▶ Your instructions:
Check every line below for the word "this" and copy the ones that have it.

* begin Material to process *

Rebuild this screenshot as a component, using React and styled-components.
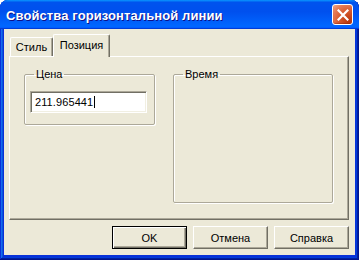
import styled, { createGlobalStyle } from 'styled-components';

const GlobalStyle = createGlobalStyle`
  html, body {
    margin: 0;
    padding: 0;
    background: #ffffff;
  }
  * {
    box-sizing: border-box;
  }
`;

export default function App() {
  return (
    <>
      <GlobalStyle />
      <Window>
        <TitleBar>
          <TitleText>Свойства горизонтальной линии</TitleText>
          <CloseButton>
            <svg width="12" height="12" viewBox="0 0 12 12">
              <path d="M1.5 1.5 L10.5 10.5 M10.5 1.5 L1.5 10.5" stroke="#fff" strokeWidth="2.2" strokeLinecap="square" />
            </svg>
          </CloseButton>
        </TitleBar>
        <Client>
          <TabStrip>
            <Tab width={43}>Стиль</Tab>
            <Tab width={57} selected>Позиция</Tab>
          </TabStrip>
          <TabPanel>
            <Group width={131} height={57}>
              <Legend>Цена</Legend>
              <TextBox>
                211.965441
                <Caret />
              </TextBox>
            </Group>
            <Group width={160} height={135}>
              <Legend>Время</Legend>
            </Group>
          </TabPanel>
          <ButtonRow>
            <Button isDefault>OK</Button>
            <Button>Отмена</Button>
            <Button>Справка</Button>
          </ButtonRow>
        </Client>
      </Window>
    </>
  );
}

const Window = styled.div`
  width: 359px;
  height: 260px;
  display: flex;
  flex-direction: column;
  padding: 0 4px 5px 4px;
  background: #0831d9;
  border-radius: 8px 8px 0 0;
  box-shadow: inset -1px -1px #00138c, inset 1px 1px #0831d9,
    inset -2px -2px #001ea0, inset 2px 2px #166aee,
    inset -3px -3px #003bda, inset 3px 3px #0855dd;
  font-family: 'Liberation Sans', Arial, sans-serif;
  font-size: 11px;
  color: #000;
`;

const TitleBar = styled.div`
  height: 29px;
  margin: 0 -4px;
  padding: 0 6px 0 6px;
  display: flex;
  align-items: center;
  justify-content: space-between;
  border-radius: 8px 8px 0 0;
  background: linear-gradient(
    180deg,
    #0997ff,
    #0053ee 8%,
    #0050ee 40%,
    #0066ff 88%,
    #0066ff 93%,
    #005bff 95%,
    #003dd7 96%,
    #003dd7
  );
`;

const TitleText = styled.div`
  font-family: 'Liberation Sans', Arial, sans-serif;
  font-weight: bold;
  font-size: 13px;
  color: #ffffff;
  text-shadow: 1px 1px #0f1089;
  letter-spacing: 0.1px;
  padding-top: 1px;
`;

const CloseButton = styled.div`
  width: 21px;
  height: 21px;
  margin-right: 0;
  display: flex;
  align-items: center;
  justify-content: center;
  border: 1px solid #ffffff;
  border-radius: 3px;
  background: radial-gradient(circle at 85% 85%, #b8360c 0%, #d65a2e 45%, #e67c57 75%, #f2a88a 100%);
  box-shadow: inset 0 -1px 1px rgba(120, 20, 0, 0.4);
`;

const Client = styled.div`
  flex: 1;
  display: flex;
  flex-direction: column;
  padding: 5px 6px 6px 5px;
  background: #ece9d8;
`;

const TabStrip = styled.div`
  height: 22px;
  display: flex;
  align-items: flex-end;
  padding-left: 1px;
`;

const Tab = styled.div`
  position: relative;
  z-index: ${({ selected }) => (selected ? 2 : 1)};
  width: ${({ width }) => width}px;
  height: ${({ selected }) => (selected ? 23 : 19)}px;
  margin-bottom: ${({ selected }) => (selected ? -1 : 0)}px;
  display: flex;
  align-items: center;
  justify-content: center;
  padding-bottom: ${({ selected }) => (selected ? 3 : 0)}px;
  background: #ece9d8;
  border-top: 1px solid #ffffff;
  border-left: 1px solid #ffffff;
  border-right: 1px solid #716f64;
  border-radius: 2px 2px 0 0;
  box-shadow: inset -1px 0 #aca899;
`;

const TabPanel = styled.div`
  height: 164px;
  display: flex;
  align-items: flex-start;
  gap: 18px;
  padding: 11px 0 0 14px;
  background: #ece9d8;
  border-top: 1px solid #ffffff;
  border-left: 1px solid #ffffff;
  border-right: 1px solid #716f64;
  border-bottom: 1px solid #716f64;
  box-shadow: inset -1px -1px #aca899;
`;

const Group = styled.fieldset`
  width: ${({ width }) => width}px;
  height: ${({ height }) => height}px;
  margin: 0;
  padding: 10px 0 0 5px;
  min-inline-size: 0;
  border: 1px solid #aca899;
  border-radius: 2px;
  box-shadow: 1px 1px #ffffff, inset 1px 1px #ffffff;
`;

const Legend = styled.legend`
  margin-left: 4px;
  padding: 0 2px;
  font-size: 11px;
  line-height: 13px;
`;

const TextBox = styled.div`
  width: 117px;
  height: 22px;
  display: flex;
  align-items: center;
  padding-left: 4px;
  background: #ffffff;
  border-top: 1px solid #aca899;
  border-left: 1px solid #aca899;
  border-right: 1px solid #ffffff;
  border-bottom: 1px solid #ffffff;
  box-shadow: inset 1px 1px #716f64, inset -1px -1px #f1efe2;
  font-size: 11px;
  letter-spacing: 0.1px;
`;

const Caret = styled.span`
  display: inline-block;
  width: 1px;
  height: 12px;
  margin-left: 1px;
  background: #000000;
`;

const ButtonRow = styled.div`
  display: flex;
  justify-content: flex-end;
  gap: 6px;
  margin-top: 6px;
  padding-right: 0;
`;

const Button = styled.div`
  width: 75px;
  height: 23px;
  display: flex;
  align-items: center;
  justify-content: center;
  background: #ece9d8;
  border: 1px solid ${({ isDefault }) => (isDefault ? '#000000' : '#716f64')};
  border-top-color: ${({ isDefault }) => (isDefault ? '#000000' : '#ffffff')};
  border-left-color: ${({ isDefault }) => (isDefault ? '#000000' : '#ffffff')};
  box-shadow: ${({ isDefault }) =>
    isDefault
      ? 'inset 1px 1px #ffffff, inset -1px -1px #716f64, inset -2px -2px #aca899'
      : 'inset -1px -1px #aca899'};
  font-size: 11px;
`;
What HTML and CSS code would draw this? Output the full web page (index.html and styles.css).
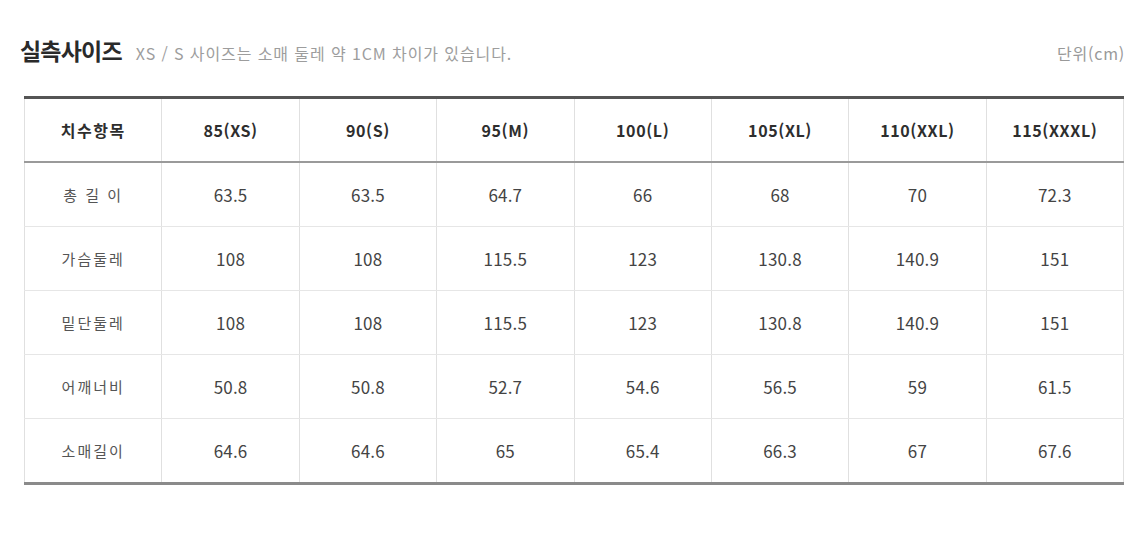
FILE: index.html
```html
<!DOCTYPE html>
<html lang="ko">
<head>
<meta charset="utf-8">
<link rel="stylesheet" href="styles.css">
</head>
<body>
<div class="page">
  <div class="heading">
    <h2 class="title">실측사이즈</h2>
    <span class="note">XS / S 사이즈는 소매 둘레 약 1CM 차이가 있습니다.</span>
    <span class="unit">단위(cm)</span>
  </div>
  <table class="size-table">
    <thead>
      <tr>
        <th class="label">치수항목</th><th>85(XS)</th><th>90(S)</th><th>95(M)</th><th>100(L)</th><th>105(XL)</th><th>110(XXL)</th><th>115(XXXL)</th>
      </tr>
    </thead>
    <tbody>
      <tr><td class="label">총 길 이</td><td>63.5</td><td>63.5</td><td>64.7</td><td>66</td><td>68</td><td>70</td><td>72.3</td></tr>
      <tr><td class="label">가슴둘레</td><td>108</td><td>108</td><td>115.5</td><td>123</td><td>130.8</td><td>140.9</td><td>151</td></tr>
      <tr><td class="label">밑단둘레</td><td>108</td><td>108</td><td>115.5</td><td>123</td><td>130.8</td><td>140.9</td><td>151</td></tr>
      <tr><td class="label">어깨너비</td><td>50.8</td><td>50.8</td><td>52.7</td><td>54.6</td><td>56.5</td><td>59</td><td>61.5</td></tr>
      <tr><td class="label">소매길이</td><td>64.6</td><td>64.6</td><td>65</td><td>65.4</td><td>66.3</td><td>67</td><td>67.6</td></tr>
    </tbody>
  </table>
</div>
</body>
</html>
```

FILE: styles.css
```css
html, body {
  margin: 0;
  padding: 0;
  background: #ffffff;
}

.page {
  font-family: "Noto Sans CJK KR", "Noto Sans", "Liberation Sans", sans-serif;
  color: #333;
  width: 1125px;
  height: 543px;
  overflow: hidden;
}

.heading {
  display: flex;
  align-items: baseline;
  padding: 35px 0 0 20px;
  height: 62px;
  box-sizing: border-box;
}

.title {
  margin: 0;
  font-size: 23px;
  line-height: 30px;
  font-weight: 700;
  color: #2a2a2a;
  letter-spacing: -0.8px;
}

.note {
  margin-left: 14px;
  font-size: 16px;
  color: #9d9d9d;
  letter-spacing: 0.9px;
}

.unit {
  margin-left: auto;
  font-size: 16px;
  color: #999;
  letter-spacing: 0.8px;
}

.size-table {
  margin: 34px 0 0 24px;
  width: 1100px;
  border-collapse: collapse;
  table-layout: fixed;
  border-top: 3px solid #555;
  border-bottom: 3px solid #8a8a8a;
  border-left: 1px solid #ddd;
  border-right: 1px solid #ddd;
}

.size-table th,
.size-table td {
  text-align: center;
  border-left: 1px solid #e0e0e0;
  border-right: 1px solid #e0e0e0;
  padding: 0;
}

.size-table th {
  height: 62px;
  font-size: 16px;
  font-weight: 700;
  color: #2e2e2e;
  border-bottom: 2px solid #9a9a9a;
  letter-spacing: 0.6px;
}

.size-table th.label {
  letter-spacing: 1.5px;
}

.size-table td {
  height: 63px;
  font-size: 17px;
  color: #444;
  border-bottom: 1px solid #e6e6e6;
  letter-spacing: 0.2px;
}

.size-table td.label {
  font-size: 15px;
  color: #555;
  letter-spacing: 2px;
}
```
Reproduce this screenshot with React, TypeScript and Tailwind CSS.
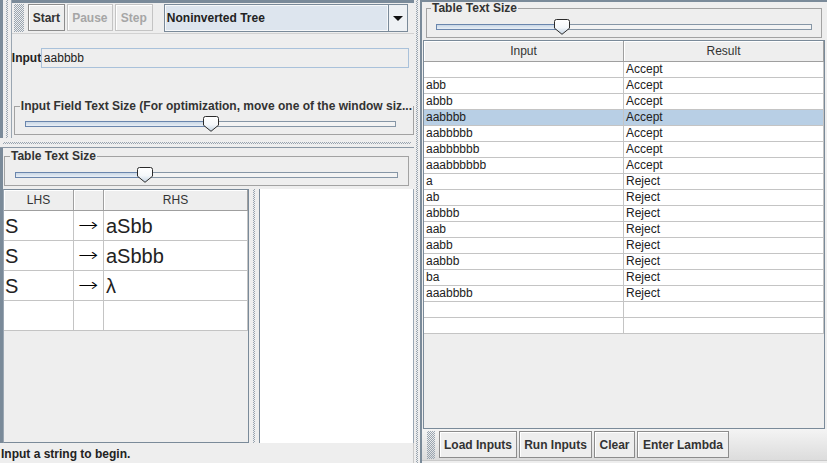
import React from "react";

function Bumps({ className }: { className: string }) {
  return (
    <div
      className={
        "bg-[repeating-conic-gradient(#98a4b0_0%_25%,transparent_0%_50%)] bg-[length:2px_2px] " +
        className
      }
    />
  );
}

function Thumb({ id }: { id: string }) {
  return (
    <svg width="16" height="16" viewBox="0 0 16 16">
      <defs>
        <linearGradient id={id} x1="0" y1="0" x2="0" y2="1">
          <stop offset="0" stopColor="#ffffff" />
          <stop offset="0.55" stopColor="#f4f7fa" />
          <stop offset="1" stopColor="#c3d3e3" />
        </linearGradient>
      </defs>
      <path
        d="M2.5 0.5 H13.5 Q15.5 0.5 15.5 2.5 V9.2 L8 15.3 L0.5 9.2 V2.5 Q0.5 0.5 2.5 0.5 Z"
        fill={`url(#${id})`}
        stroke="#2b2b2b"
        strokeWidth="1"
      />
    </svg>
  );
}

function Slider({ width, pos, id }: { width: number; pos: number; id: string }) {
  return (
    <div className="relative h-[16px]" style={{ width }}>
      <div className="absolute left-0 right-0 top-[5px] h-[6px] flex">
        <div
          className="h-full border border-r-0 border-[#6a86ad] bg-[linear-gradient(#c9d7e6,#e9eff6)]"
          style={{ width: pos + 8 }}
        />
        <div className="h-full flex-1 border border-l-0 border-[#8696a6] bg-[#f3f3f3]" />
      </div>
      <div className="absolute top-0" style={{ left: pos }}>
        <Thumb id={id} />
      </div>
    </div>
  );
}

function Btn({
  label,
  width,
  disabled,
}: {
  label: string;
  width: number;
  disabled?: boolean;
}) {
  return (
    <div
      className={
        disabled
          ? "h-[27px] flex items-center justify-center border border-[#c4c4c4] bg-[#eeeeee] font-bold text-[#a6a6a6] shadow-[inset_1px_1px_0_#ffffff]"
          : "h-[27px] flex items-center justify-center border border-[#8c8c8c] bg-[#eeeeee] font-bold text-[#333333] shadow-[inset_1px_1px_0_#ffffff]"
      }
      style={{ width }}
    >
      {label}
    </div>
  );
}

function TitledBox({
  title,
  className,
  legendClass,
  children,
}: {
  title: string;
  className: string;
  legendClass: string;
  children: React.ReactNode;
}) {
  return (
    <fieldset className={"border border-[#a2a2a2] pb-[2px] " + className}>
      <legend className={"px-[1px] font-bold whitespace-nowrap text-[#333333] " + legendClass}>
        {title}
      </legend>
      {children}
    </fieldset>
  );
}

const rows: [string, string][] = [
  ["", "Accept"],
  ["abb", "Accept"],
  ["abbb", "Accept"],
  ["aabbbb", "Accept"],
  ["aabbbbb", "Accept"],
  ["aabbbbbb", "Accept"],
  ["aaabbbbbb", "Accept"],
  ["a", "Reject"],
  ["ab", "Reject"],
  ["abbbb", "Reject"],
  ["aab", "Reject"],
  ["aabb", "Reject"],
  ["aabbb", "Reject"],
  ["ba", "Reject"],
  ["aaabbbb", "Reject"],
  ["", ""],
  ["", ""],
];

const grammar: [string, string, string][] = [
  ["S", "→", "aSbb"],
  ["S", "→", "aSbbb"],
  ["S", "→", "λ"],
  ["", "", ""],
];

export default function App() {
  return (
    <div className="w-[827px] h-[463px] bg-[#eeeeee] flex overflow-hidden text-[#333333] font-['Liberation_Sans',Arial,sans-serif] text-[12px] leading-[14px]">
      {/* LEFT COLUMN */}
      <div className="w-[414px] flex flex-col">
        {/* upper panel */}
        <div className="h-[138px] flex">
          <div className="w-[3px] bg-[#7a8a99]" />
          <div className="w-[9px] flex justify-center">
            <Bumps className="w-[2px] h-full" />
          </div>
          <div className="w-[1px] bg-[#9aa6b2]" />
          <div className="flex-1 flex flex-col border-t-[3px] border-[#7a8a99]">
            {/* toolbar */}
            <div className="h-[31px] flex items-start pt-[1px] pl-[2px] border-b border-[#d2d2d2]">
              <Bumps className="w-[10px] h-[28px]" />
              <div className="ml-[4px] flex gap-[2px]">
                <Btn label="Start" width={37} />
                <Btn label="Pause" width={46} disabled />
                <Btn label="Step" width={38} disabled />
              </div>
              <div className="ml-[11px] w-[244px] h-[28px] border border-[#7a8a99] flex bg-[#eeeeee]">
                <div className="flex-1 flex items-center pl-[1px] border border-[#f6f8fa] bg-[#dde5ee] font-bold text-[#222222]">
                  Noninverted Tree
                </div>
                <div className="w-[19px] border-l border-[#7a8a99] flex items-center justify-center bg-[#eef1f4]">
                  <svg width="10" height="5" viewBox="0 0 10 5">
                    <path d="M0 0H10L5 5Z" fill="#111111" />
                  </svg>
                </div>
              </div>
            </div>
            {/* input row */}
            <div className="mt-[14px] flex items-center h-[20px]">
              <div className="w-[29px] font-bold text-[#222222]">Input</div>
              <div className="w-[368px] h-[20px] border border-[#a9c1da] flex items-center pl-[2px] text-[#222222]">
                aabbbb
              </div>
            </div>
            <TitledBox
              title="Input Field Text Size (For optimization, move one of the window siz..."
              className="mt-[31px] ml-[2px] w-[392px]"
              legendClass="ml-[5px]"
            >
              <div className="mt-[3px] pl-[10px]">
                <Slider width={371} pos={178} id="t1" />
              </div>
            </TitledBox>
          </div>
        </div>
        {/* horizontal split divider */}
        <div className="h-[9px] flex items-center px-[3px]">
          <Bumps className="h-[2px] w-full" />
        </div>
        <div className="h-[1px] bg-[#8a97a4]" />
        {/* lower panel */}
        <div className="flex-1 flex">
          <div className="w-[3px] bg-[#7a8a99]" />
          <div className="flex-1 flex flex-col">
            <TitledBox
              title="Table Text Size"
              className="mt-[1px] ml-[1px] w-[405px]"
              legendClass="ml-[5px]"
            >
              <div className="mt-[4px] pl-[10px]">
                <Slider width={383} pos={122} id="t2" />
              </div>
            </TitledBox>
            <div className="mt-[3px] flex-1 flex">
              {/* grammar table */}
              <div className="w-[246px] border border-[#7a8a99] border-l-[#9aa6b2] flex flex-col">
                <div className="grid grid-cols-[70px_30px_144px] h-[21px]">
                  <div className="flex items-center justify-center border-r border-b border-[#9f9f9f] shadow-[inset_1px_1px_0_#ffffff]">
                    LHS
                  </div>
                  <div className="border-r border-b border-[#9f9f9f] shadow-[inset_1px_1px_0_#ffffff]" />
                  <div className="flex items-center justify-center border-r border-b border-[#9f9f9f] shadow-[inset_1px_1px_0_#ffffff]">
                    RHS
                  </div>
                </div>
                {grammar.map((g, i) => (
                  <div
                    key={i}
                    className="grid grid-cols-[70px_30px_144px] h-[30px] bg-white text-[20px] leading-[24px] text-[#222222]"
                  >
                    <div className="flex items-center pl-[1px] border-r border-b border-[#c4c4c4]">
                      {g[0]}
                    </div>
                    <div className="flex items-center pl-[4px] border-r border-b border-[#c4c4c4] overflow-hidden">
                      <span className="inline-block origin-left scale-x-[1.35] font-['DejaVu_Sans',sans-serif] font-extralight text-[18px] leading-[24px] text-black -translate-y-[1px]">
                        {g[1]}
                      </span>
                    </div>
                    <div className="flex items-center pl-[2px] border-r border-b border-[#c4c4c4]">
                      {g[2]}
                    </div>
                  </div>
                ))}
              </div>
              {/* vertical split divider */}
              <div className="w-[10px] flex justify-center">
                <Bumps className="w-[2px] h-full" />
              </div>
              <div className="w-[1px] bg-[#7a8a99]" />
              <div className="flex-1 bg-white border-r border-[#9aa6b2]" />
            </div>
          </div>
        </div>
        {/* status bar */}
        <div className="h-[20px] pt-[4px] pl-[1px] font-bold text-[#222222] whitespace-nowrap border-r border-[#c8c8c8]">
          Input a string to begin.
        </div>
      </div>

      {/* main split divider */}
      <div className="w-[6px] flex justify-center">
        <Bumps className="w-[2px] h-full" />
      </div>
      <div className="w-[2px] bg-[#7a8a99]" />

      {/* RIGHT COLUMN */}
      <div className="flex-1 flex flex-col">
        <div className="h-[2px] bg-[#7a8a99]" />
        <TitledBox
          title="Table Text Size"
          className="ml-[4px] w-[396px]"
          legendClass="ml-[4px] leading-[13px]"
        >
          <div className="mt-[4px] pl-[9px]">
            <Slider width={376} pos={118} id="t3" />
          </div>
        </TitledBox>
        <div className="mt-[2px] ml-[1px] w-[402px] flex-1 border border-[#7a8a99] flex flex-col">
          <div className="grid grid-cols-[200px_200px] h-[21px]">
            <div className="flex items-center justify-center border-r border-b border-[#9f9f9f] shadow-[inset_1px_1px_0_#ffffff]">
              Input
            </div>
            <div className="flex items-center justify-center border-r border-b border-[#9f9f9f] shadow-[inset_1px_1px_0_#ffffff]">
              Result
            </div>
          </div>
          {rows.map((r, i) => (
            <div
              key={i}
              className={
                i === 3
                  ? "grid grid-cols-[200px_200px] h-[16px] bg-[#b8cfe5] text-[#222222]"
                  : "grid grid-cols-[200px_200px] h-[16px] bg-white text-[#222222]"
              }
            >
              <div className="pl-[2px] leading-[15px] border-r border-b border-[#c4c4c4]">{r[0]}</div>
              <div className="pl-[2px] leading-[15px] border-r border-b border-[#c4c4c4]">{r[1]}</div>
            </div>
          ))}
        </div>
        {/* bottom toolbar */}
        <div className="h-[32px] flex items-start pt-[2px] border-b border-[#c9c9c9] bg-[linear-gradient(#f4f4f4,#dcdcdc)]">
          <Bumps className="ml-[5px] w-[8px] h-[28px]" />
          <div className="ml-[4px] flex gap-[2px]">
            <Btn label="Load Inputs" width={78} />
            <Btn label="Run Inputs" width={73} />
            <Btn label="Clear" width={41} />
            <Btn label="Enter Lambda" width={92} />
          </div>
        </div>
        <div className="h-[2px]" />
      </div>
    </div>
  );
}
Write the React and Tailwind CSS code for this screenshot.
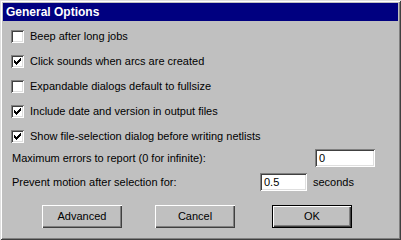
import React from "react";

const sunken =
  "bg-white shadow-[inset_1px_1px_0_#808080,inset_-1px_-1px_0_#ffffff,inset_2px_2px_0_#404040,inset_-2px_-2px_0_#dfdfdf]";

function Check({ checked }) {
  return (
    <span className={"relative block w-[13px] h-[13px] shrink-0 " + sunken}>
      {checked && (
        <svg
          className="absolute left-[3px] top-[3px]"
          width="7"
          height="7"
          viewBox="0 0 7 7"
          shapeRendering="crispEdges"
        >
          <rect x="0" y="2" width="1" height="3" fill="#000" />
          <rect x="1" y="3" width="1" height="3" fill="#000" />
          <rect x="2" y="4" width="1" height="3" fill="#000" />
          <rect x="3" y="3" width="1" height="3" fill="#000" />
          <rect x="4" y="2" width="1" height="3" fill="#000" />
          <rect x="5" y="1" width="1" height="3" fill="#000" />
          <rect x="6" y="0" width="1" height="3" fill="#000" />
        </svg>
      )}
    </span>
  );
}

function Row({ checked, label }) {
  return (
    <div className="flex items-center h-[25px] pl-[8px] gap-[6px]">
      <Check checked={checked} />
      <span className="leading-none">{label}</span>
    </div>
  );
}

function Button({ children, def, className }) {
  return (
    <div
      className={
        "w-[80px] h-[23px] flex items-center justify-center " +
        (def
          ? "border border-black shadow-[inset_1px_1px_0_#ffffff,inset_-1px_-1px_0_#404040,inset_-2px_-2px_0_#808080] "
          : "shadow-[inset_1px_1px_0_#ffffff,inset_-1px_-1px_0_#404040,inset_-2px_-2px_0_#808080] ") +
        (className || "")
      }
    >
      {children}
    </div>
  );
}

export default function App() {
  return (
    <div
      className="w-[401px] h-[240px] bg-[#c0c0c0] p-[3px] flex flex-col text-[11px] text-black shadow-[inset_1px_1px_0_#dfdfdf,inset_-1px_-1px_0_#404040,inset_2px_2px_0_#ffffff,inset_-2px_-2px_0_#808080]"
      style={{ fontFamily: '"Liberation Sans", Arial, sans-serif' }}
    >
      <div className="h-[18px] bg-[#000080] text-white font-bold text-[12px] flex items-center pl-[3px]">
        General Options
      </div>
      <div className="mt-[3px] flex flex-col">
        <Row checked={false} label="Beep after long jobs" />
        <Row checked={true} label="Click sounds when arcs are created" />
        <Row checked={false} label="Expandable dialogs default to fullsize" />
        <Row checked={true} label="Include date and version in output files" />
        <Row checked={true} label="Show file-selection dialog before writing netlists" />
      </div>
      <div className="flex items-center h-[18px] pl-[9px]">
        <span className="w-[303px]">Maximum errors to report (0 for infinite):</span>
        <div className={"w-[60px] h-[18px] flex items-center pl-[4px] " + sunken}>0</div>
      </div>
      <div className="flex items-center h-[18px] mt-[6px] pl-[9px]">
        <span className="w-[248px]">Prevent motion after selection for:</span>
        <div className={"w-[47px] h-[18px] flex items-center pl-[4px] " + sunken}>0.5</div>
        <span className="ml-[6px]">seconds</span>
      </div>
      <div className="flex mt-[14px] pl-[39px]">
        <Button>Advanced</Button>
        <Button className="ml-[33px]">Cancel</Button>
        <Button def className="ml-[37px]">OK</Button>
      </div>
    </div>
  );
}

* end Material to process *

▶ Written answer:
Rebuild this screenshot as a component, using React and styled-components.
What HTML and CSS code would draw this? Output the full web page (index.html and styles.css).
Reproduce this screenshot with React, TypeScript and Tailwind CSS.
Write the React and Tailwind CSS code for this screenshot.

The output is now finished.